If you will forgive me for being a tease, our first release will focus on perhaps the most boring questions in the entire poll:

Wright Consulting. 1004 Registerd Voters. January 16-26. Margin of Error,

1. Are you registered to vote in elections in your local area?
Yes: 100.0%

2. And are you registered to vote as a Democrat, a Republican, an Independent, a member of some other party or are you registered but with no party preference?

Democrat 33.1%
Republican 29.5%
Ind/Oth/No Party 37.5%

3. Generally speaking, in your opinion is the United States headed pretty much in the right direction these days or is it headed off on the wrong track?

Right Direction 36.9%
Wrong Track 48.3%
Not Sure/DK/ref 14.8%

4. And do you approve or disapprove of the way George W. Bush is handling the job of President?

Approve 42.9%
Disapprove 50.4%
Not Sure/DK/ref 6.7%
5. How would you describe the availability of good jobs at decent wages in your local area? Would you say such jobs are widely available, available but not easy to find, rarely available or not available at all?

Widely Available 17.6%
Available, not easy 37.1%
Rarely Available 25.3%
Not available 9.4%
Not Sure/DK/ref 10.6% Not as groundbreaking as we had promised, is it? Well, for these questions, that's good. There are many times when the results of these questions, especially question #4, can result in a poll becoming big news. When Bush plunged into the 30's according to most polls, that was big news. When Bush "recovered" into the low forties, that was big news. However, the absolute last thing I wanted was for our answers to these questions to be anything but ordinary. As much as I may want Bush's approval rating to be 30%, the last thing I wanted was for our poll to show him with such an approval rating. I did not want that because we all know that any poll showing Bush with a 30% (or a 55%) approval rating is inaccurate. In our first entry into the polling world, we simply can't make news with outlying results: we have to make news with accuracy.

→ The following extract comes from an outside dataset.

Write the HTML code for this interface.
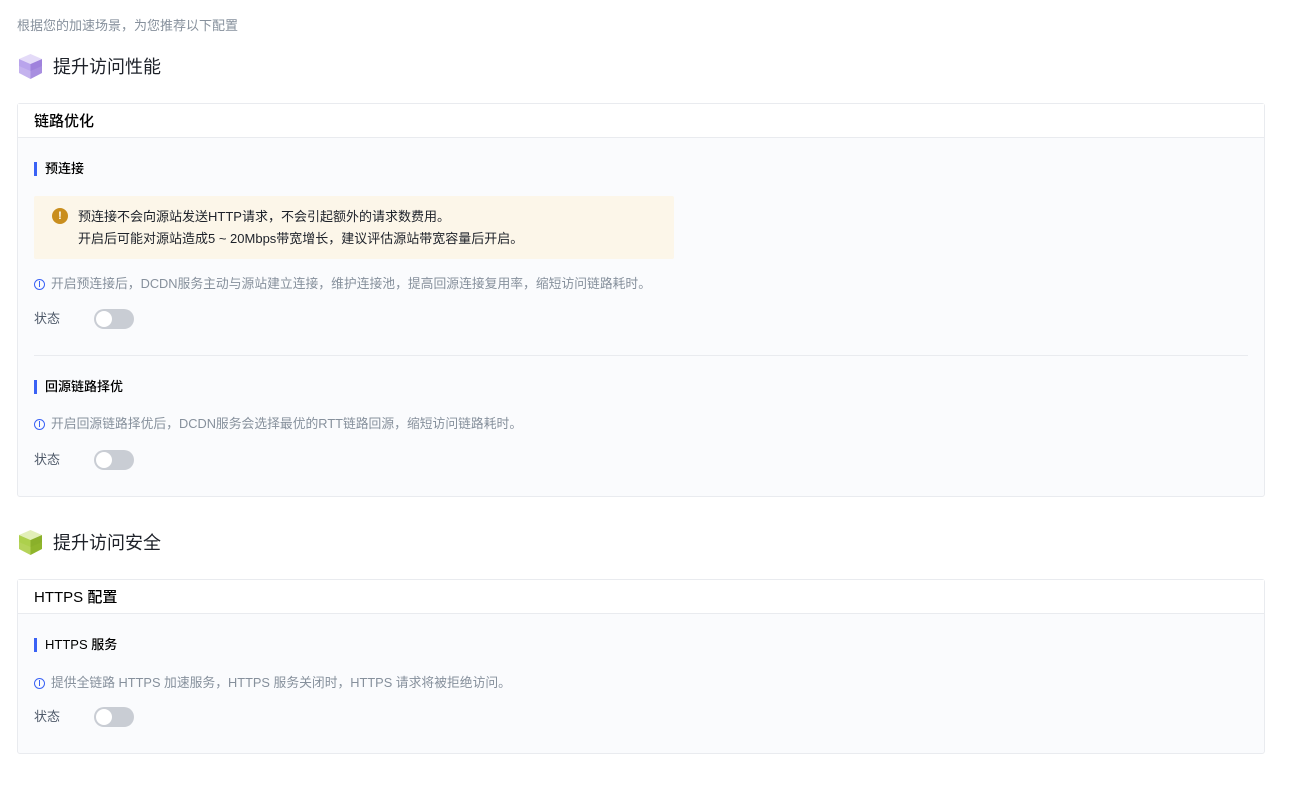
<!DOCTYPE html>
<html><head><meta charset="utf-8"><style>
*{margin:0;padding:0;box-sizing:border-box}
body{width:1299px;height:791px;background:#fff;font-family:"Liberation Sans","Noto Sans CJK SC",sans-serif;position:relative;overflow:hidden;color:#1d2129}
.a{position:absolute;white-space:nowrap;line-height:1}
.sub{font-size:13px;color:#86909c}
.h{font-size:18px;color:#1d2129}
.card{position:absolute;left:17px;width:1248px;border:1px solid #e9ebef;border-radius:3px;background:#fafbfd}
.ch{height:34px;background:#fff;border-bottom:1px solid #e9ebef;font-size:15px;font-weight:500;padding:10px 0 0 16px;line-height:1;color:#000}
.st{font-size:13px;font-weight:500;padding-left:8px;border-left:3px solid #3a62f5;line-height:14px;color:#000}
.info{font-size:12.8px;color:#86909c;display:flex;align-items:center}
.info i{display:inline-block;width:11px;height:11px;border:1.2px solid #3a62f5;border-radius:50%;margin-right:6px;position:relative}
.info i:after{content:"";position:absolute;left:3.5px;top:3.5px;width:1.4px;height:4px;background:#3a62f5}
.info i:before{content:"";position:absolute;left:3.5px;top:1.5px;width:1.4px;height:1.2px;background:#3a62f5}
.lab{font-size:13px;color:#4e5969}
.tg{width:40px;height:20px;border-radius:10px;background:#c9cdd4}
.tg:after{content:"";position:absolute;left:2px;top:2px;width:16px;height:16px;border-radius:50%;background:#fff}
</style></head><body>
<div class="a sub" style="left:17px;top:19px">根据您的加速场景，为您推荐以下配置</div>
<svg class="a" style="left:18px;top:53px" width="25" height="28" viewBox="0 0 25 28">
<polygon points="12.5,13 24,8 24,20 12.5,26" fill="#a88ee0"/><polygon points="12.5,13 1,8 1,20 12.5,26" fill="#c4b2ee"/>
<polygon points="12.5,1 24,6 12.5,11 1,6" fill="#e4dbf8"/><polygon points="12.5,11 24,6 24,13 12.5,18" fill="#9f82dc"/><polygon points="12.5,11 1,6 1,13 12.5,18" fill="#b9a4ec"/></svg>
<div class="a h" style="left:53px;top:58px">提升访问性能</div>
<div class="card" style="top:103px;height:394px">
<div class="ch">链路优化</div>
<div class="a st" style="left:16px;top:58px">预连接</div>
<div class="a" style="left:16px;top:92px;width:640px;height:63px;background:#fcf6e9;border-radius:2px">
<div class="a" style="left:18px;top:12px;width:16px;height:16px;border-radius:50%;background:#c98e1e;color:#fff;font-size:11px;font-weight:bold;text-align:center;line-height:16px">!</div>
<div class="a" style="left:44px;top:10px;font-size:13px;color:#1d2129;line-height:22px">预连接不会向源站发送HTTP请求，不会引起额外的请求数费用。<br>开启后可能对源站造成5 ~ 20Mbps带宽增长，建议评估源站带宽容量后开启。</div></div>
<div class="a info" style="left:16px;top:174px"><i></i>开启预连接后，DCDN服务主动与源站建立连接，维护连接池，提高回源连接复用率，缩短访问链路耗时。</div>
<div class="a lab" style="left:16px;top:208px">状态</div>
<div class="a tg" style="left:76px;top:205px"></div>
<div class="a" style="left:16px;top:251px;width:1214px;height:1px;background:#e9ebef"></div>
<div class="a st" style="left:16px;top:276px">回源链路择优</div>
<div class="a info" style="left:16px;top:314px"><i></i>开启回源链路择优后，DCDN服务会选择最优的RTT链路回源，缩短访问链路耗时。</div>
<div class="a lab" style="left:16px;top:349px">状态</div>
<div class="a tg" style="left:76px;top:346px"></div>
</div>
<svg class="a" style="left:18px;top:529px" width="25" height="28" viewBox="0 0 25 28">
<polygon points="12.5,13 24,8 24,20 12.5,26" fill="#8fb52c"/><polygon points="12.5,13 1,8 1,20 12.5,26" fill="#b5d35a"/>
<polygon points="12.5,1 24,6 12.5,11 1,6" fill="#e2efb8"/><polygon points="12.5,11 24,6 24,13 12.5,18" fill="#8ab02a"/><polygon points="12.5,11 1,6 1,13 12.5,18" fill="#add04c"/></svg>
<div class="a h" style="left:53px;top:534px">提升访问安全</div>
<div class="card" style="top:579px;height:175px">
<div class="ch">HTTPS 配置</div>
<div class="a st" style="left:16px;top:58px">HTTPS 服务</div>
<div class="a info" style="left:16px;top:97px"><i></i>提供全链路 HTTPS 加速服务，HTTPS 服务关闭时，HTTPS 请求将被拒绝访问。</div>
<div class="a lab" style="left:16px;top:130px">状态</div>
<div class="a tg" style="left:76px;top:127px"></div>
</div>
</body></html>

I believe we have indeed achieved accuracy. These numbers are very much in line with the recent results of other polling firms. (Source for ARG. Source for Rasmussen. Source for all other polls).

Organization, Date: Approve / Disapprove
Rasmussen, 1/24-1/26: 46 / 53
Fox /Opinion, 1/24-1/25: 41 / 51
ARG, 1/18-1/22: 38 / 58
LA Times / Bloomberg, 1/22-1/25: 43 / 54
CBS / NYT, 1/20-1/25: 42 / 51
Gallup / CNN, 1/20-1/22: 43 / 54
Hotline, 1/12-1/15: 46 / 53
Mean: 42.7 / 53.4
Median: 43 / 53
MyDD / Wright, 1/16-1/26: 43 / 50

Our "direction of the country" numbers are also in line with those of other polling firms (source):

Organization, Date: Right Direction / Wrong Track
Gallup, 1/9-1/12: 36 / 61
Pew, 1/4-1/8: 34 / 61 (satisfied / dissatisfied)
AP, 1/3-1/5: 32 / 65
MyDD / Wright, 1/16-1/26: 37 / 48

Clearly, when it comes to the most commonly asked political polling questions, our survey sample is very much in line with those of other polling firms. This is a good, solid sample. Given this, the results that we will release over the next few days can be accepted with much greater confidence. Perhaps best of all, considering that one of the charges we are most likely to face is that we are partisans, I would also like to note that our results are actually slightly more favorable to Bush and the conservative viewpoint than they are to the Democratic and progressive viewpoint. In our poll, Bush's job disapproval rating is most similar to that produced by, of all places, Fox News. Our approve / disapprove margin is most similar to Republican polling firm Rasmussen. Our approve numbers are precisely at the mean and the median in of the last seven public polls. Our "wrong track" direction of the country numbers are much more favorable to the Bush administration viewpoint than those of other polling firms. Even our "right direction" numbers are slightly higher than those of other recent public surveys.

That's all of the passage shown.